Authoritative resources for deeper research

If you want to verify cooling efficiency guidance, compare room AC recommendations, or understand how building envelope improvements affect sizing, these official resources are useful:

• U.S. Department of Energy: Air Conditioning
• U.S. Energy Information Administration: Electricity Use in Homes
• USDA Forest Service: BTU and energy reference information

Common mistakes people make

One of the biggest mistakes is shopping by brand or price before establishing a realistic capacity need. Another is using floor area alone while ignoring ceiling height, windows, and climate. People also sometimes confuse peak marketing claims with actual rated cooling capacity. Portable AC units, in particular, can be confusing because some listings emphasize one BTU number while standard performance testing may produce a lower SACC number. Reading the product details carefully is essential if you want a fair comparison.

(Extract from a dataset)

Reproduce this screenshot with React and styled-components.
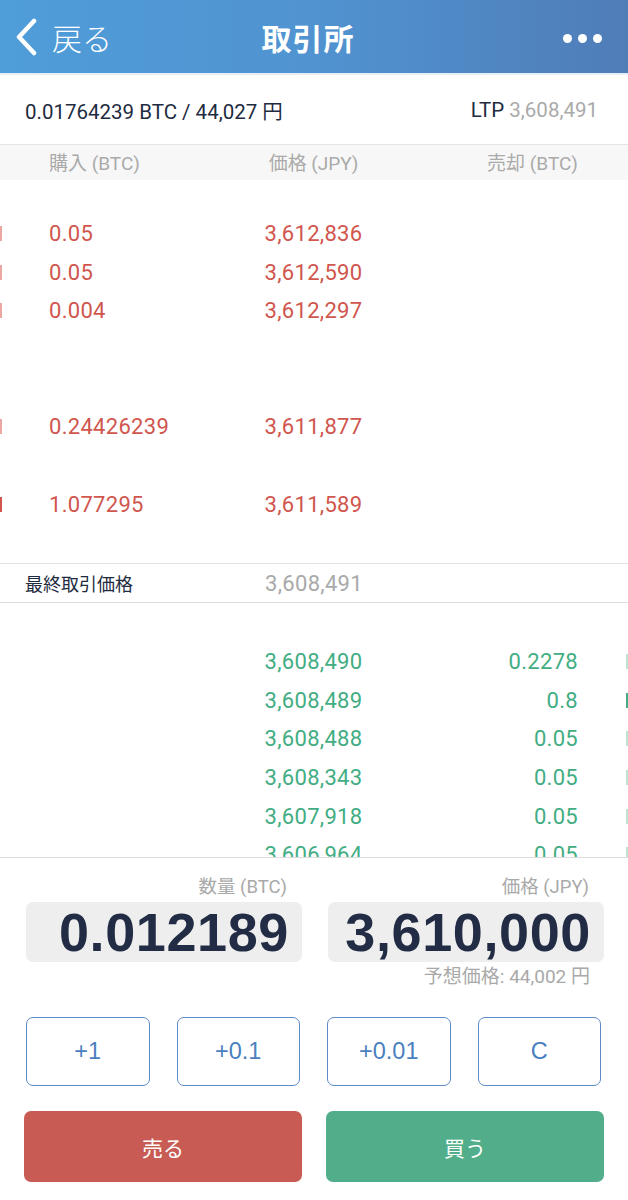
import React from "react";
import styled, { createGlobalStyle } from "styled-components";

const GlobalStyle = createGlobalStyle`
  body {
    margin: 0;
    background: #ffffff;
    font-family: Roboto, "Noto Sans CJK JP", sans-serif;
  }
`;

const Page = styled.div`
  width: 628px;
  height: 1200px;
  overflow: hidden;
  display: flex;
  flex-direction: column;
  background: #fff;
`;

const Header = styled.header`
  height: 75px;
  box-sizing: border-box;
  flex-shrink: 0;
  display: grid;
  grid-template-columns: 1fr auto 1fr;
  align-items: center;
  padding: 0 26px 0 14px;
  background: linear-gradient(90deg, #4f9dd9 0%, #5093d0 50%, #4f7db8 100%);
  border-bottom: 2px solid #e6eef7;
  color: #fff;
`;

const Back = styled.div`
  display: flex;
  align-items: center;
  gap: 14px;
  font-family: "Noto Sans CJK JP", sans-serif;
  font-size: 30px;
  font-weight: 300;
`;

const Title = styled.h1`
  margin: 0;
  font-family: "Noto Sans CJK JP", sans-serif;
  font-size: 30px;
  font-weight: 700;
  letter-spacing: 1px;
`;

const Dots = styled.div`
  justify-self: end;
  display: flex;
  gap: 6px;
  padding-top: 3px;
`;

const Dot = styled.span`
  width: 9px;
  height: 9px;
  border-radius: 50%;
  background: #fff;
`;

const InfoBar = styled.div`
  height: 69px;
  flex-shrink: 0;
  display: flex;
  align-items: center;
  justify-content: space-between;
  padding: 0 30px 0 25px;
  font-size: 20.5px;
  color: #1e2b40;
`;

const Muted = styled.span`
  color: #aaaaaa;
`;

const ColumnHead = styled.div`
  height: 36px;
  box-sizing: border-box;
  flex-shrink: 0;
  display: grid;
  grid-template-columns: 1fr 1fr 1fr;
  align-items: center;
  padding: 0 50px 3px 49px;
  border-top: 1px solid #e4e4e4;
  background: #f7f7f7;
  font-size: 19px;
  color: #aaaaaa;
`;

const Cell = styled.span`
  text-align: ${(p) => p.$align || "left"};
  white-space: nowrap;
`;

const AskList = styled.div`
  height: 383px;
  flex-shrink: 0;
  padding-top: 34px;
  box-sizing: border-box;
`;

const BidList = styled.div`
  height: 254px;
  flex-shrink: 0;
  overflow: hidden;
  padding-top: 39px;
  box-sizing: border-box;
`;

const Row = styled.div`
  position: relative;
  height: 38.7px;
  display: grid;
  grid-template-columns: 1fr 1fr 1fr;
  align-items: center;
  padding: 0 50px 0 49px;
  font-size: 22px;
  letter-spacing: 0.3px;
  color: ${(p) => (p.$side === "ask" ? "#d0564e" : "#42ad83")};
`;

const Depth = styled.span`
  position: absolute;
  top: 12px;
  height: 15px;
  ${(p) => (p.$side === "ask" ? "left: 0;" : "right: 0;")}
  background: ${(p) => p.$color};
`;

const LastRow = styled.div`
  height: 40px;
  box-sizing: border-box;
  flex-shrink: 0;
  display: grid;
  grid-template-columns: 1fr 1fr 1fr;
  align-items: center;
  padding: 0 25px;
  border-top: 1px solid #e2e2e2;
  border-bottom: 1px solid #dedede;
  font-size: 18px;
  color: #1e2b40;
`;

const LastPrice = styled.span`
  text-align: center;
  font-size: 22px;
  letter-spacing: 0.3px;
  color: #a9a9a9;
`;

const Panel = styled.div`
  flex: 1;
  border-top: 1px solid #dddddd;
  padding: 0 24px 0 26px;
`;

const Fields = styled.div`
  display: grid;
  grid-template-columns: 276px 276px;
  gap: 26px;
  margin-top: 19px;
`;

const Field = styled.div`
  display: flex;
  flex-direction: column;
  align-items: stretch;
`;

const Label = styled.div`
  height: 20px;
  line-height: 20px;
  text-align: right;
  padding-right: 15px;
  font-size: 18.5px;
  color: #a9a9a9;
  margin-bottom: 5px;
`;

const Value = styled.div`
  height: 60px;
  border-radius: 7px;
  background: #eeeeee;
  display: flex;
  align-items: center;
  justify-content: flex-end;
  padding-right: 13px;
  font-family: "Liberation Sans", Arial, sans-serif;
  font-size: 54px;
  font-weight: 700;
  color: #222d45;
  letter-spacing: 0.6px;
`;

const Estimate = styled.div`
  margin-top: 4px;
  line-height: 22px;
  text-align: right;
  padding-right: 14px;
  font-size: 19px;
  color: #a9a9a9;
`;

const Steps = styled.div`
  display: grid;
  grid-template-columns: repeat(4, 1fr);
  gap: 27px;
  margin: 29px 3px 0 0;
`;

const StepButton = styled.button`
  height: 69px;
  border: 1.5px solid #5b8ac6;
  border-radius: 7px;
  background: #fff;
  font-family: "Liberation Sans", Arial, sans-serif;
  font-size: 23.5px;
  color: #4b80c0;
`;

const Actions = styled.div`
  display: grid;
  grid-template-columns: 278px 278px;
  gap: 24px;
  margin: 25px 0 0 -2px;
`;

const ActionButton = styled.button`
  height: 71px;
  border: none;
  border-radius: 7px;
  background: ${(p) => p.$bg};
  font-family: "Noto Sans CJK JP", sans-serif;
  font-size: 21px;
  color: #fff;
`;

const asks = [
  { amount: "0.05", price: "3,612,836", depth: 2, color: "#eaa7a3" },
  { amount: "0.05", price: "3,612,590", depth: 2, color: "#eaa7a3" },
  { amount: "0.004", price: "3,612,297", depth: 2, color: "#eaa7a3" },
  { amount: "", price: "" },
  { amount: "", price: "" },
  { amount: "0.24426239", price: "3,611,877", depth: 2, color: "#eaa7a3" },
  { amount: "", price: "" },
  { amount: "1.077295", price: "3,611,589", depth: 2, color: "#d0564e" },
];

const bids = [
  { price: "3,608,490", amount: "0.2278", depth: 2, color: "#bfe3d2" },
  { price: "3,608,489", amount: "0.8", depth: 2, color: "#42ad83" },
  { price: "3,608,488", amount: "0.05", depth: 2, color: "#bfe3d2" },
  { price: "3,608,343", amount: "0.05", depth: 2, color: "#bfe3d2" },
  { price: "3,607,918", amount: "0.05", depth: 2, color: "#bfe3d2" },
  { price: "3,606,964", amount: "0.05", depth: 2, color: "#bfe3d2" },
];

const ChevronLeft = () => (
  <svg width="24" height="38" viewBox="0 0 24 38">
    <path
      d="M20 3 L5 19 L20 35"
      fill="none"
      stroke="#fff"
      strokeWidth="4.5"
      strokeLinecap="round"
      strokeLinejoin="round"
    />
  </svg>
);

const App = () => {
  return (
    <Page>
      <GlobalStyle />
      <Header>
        <Back>
          <ChevronLeft />
          戻る
        </Back>
        <Title>取引所</Title>
        <Dots>
          <Dot />
          <Dot />
          <Dot />
        </Dots>
      </Header>

      <InfoBar>
        <span>0.01764239 BTC / 44,027 円</span>
        <span>
          LTP <Muted>3,608,491</Muted>
        </span>
      </InfoBar>

      <ColumnHead>
        <Cell>購入 (BTC)</Cell>
        <Cell $align="center">価格 (JPY)</Cell>
        <Cell $align="right">売却 (BTC)</Cell>
      </ColumnHead>

      <AskList>
        {asks.map((a, i) => (
          <Row key={i} $side="ask">
            {a.depth && (
              <Depth $side="ask" $color={a.color} style={{ width: a.depth }} />
            )}
            <Cell>{a.amount}</Cell>
            <Cell $align="center">{a.price}</Cell>
            <Cell />
          </Row>
        ))}
      </AskList>

      <LastRow>
        <span>最終取引価格</span>
        <LastPrice>3,608,491</LastPrice>
        <span />
      </LastRow>

      <BidList>
        {bids.map((b, i) => (
          <Row key={i} $side="bid">
            <Depth $side="bid" $color={b.color} style={{ width: b.depth }} />
            <Cell />
            <Cell $align="center">{b.price}</Cell>
            <Cell $align="right">{b.amount}</Cell>
          </Row>
        ))}
      </BidList>

      <Panel>
        <Fields>
          <Field>
            <Label>数量 (BTC)</Label>
            <Value>0.012189</Value>
          </Field>
          <Field>
            <Label>価格 (JPY)</Label>
            <Value>3,610,000</Value>
            <Estimate>予想価格: 44,002 円</Estimate>
          </Field>
        </Fields>

        <Steps>
          <StepButton>+1</StepButton>
          <StepButton>+0.1</StepButton>
          <StepButton>+0.01</StepButton>
          <StepButton>C</StepButton>
        </Steps>

        <Actions>
          <ActionButton $bg="#c85c55">売る</ActionButton>
          <ActionButton $bg="#52ae8a">買う</ActionButton>
        </Actions>
      </Panel>
    </Page>
  );
};

export default App;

Another mistake is ignoring the building itself. If your room feels hot because the attic is poorly insulated, the windows leak air, or afternoon sun beats directly onto unshaded glass, simply buying a larger AC may not be the smartest first step. Basic envelope improvements can reduce the required load and improve comfort at the same time. In many cases, sealing leaks, adding shades, or improving insulation lets a smaller and more efficient unit do the job better.

Final takeaway

An AC room calculator gives you a fast, practical way to estimate cooling needs using room size and real-world adjustment factors. It is ideal for comparing room AC units, planning a mini split zone, or understanding whether your current AC is probably underpowered or oversized. The most useful mindset is to treat the output as an informed decision aid. Use it to narrow your search, then compare actual equipment specs, efficiency, installation constraints, and room conditions. For unusual rooms or permanent HVAC investments, verify with a professional load calculation. That combination of quick estimation and careful final selection usually leads to the best comfort, humidity control, and energy value.

Disclaimer: This calculator provides an estimate for planning purposes only. Actual AC sizing may vary based on window area, infiltration, duct losses, insulation levels, appliance heat, local design temperatures, and installation quality.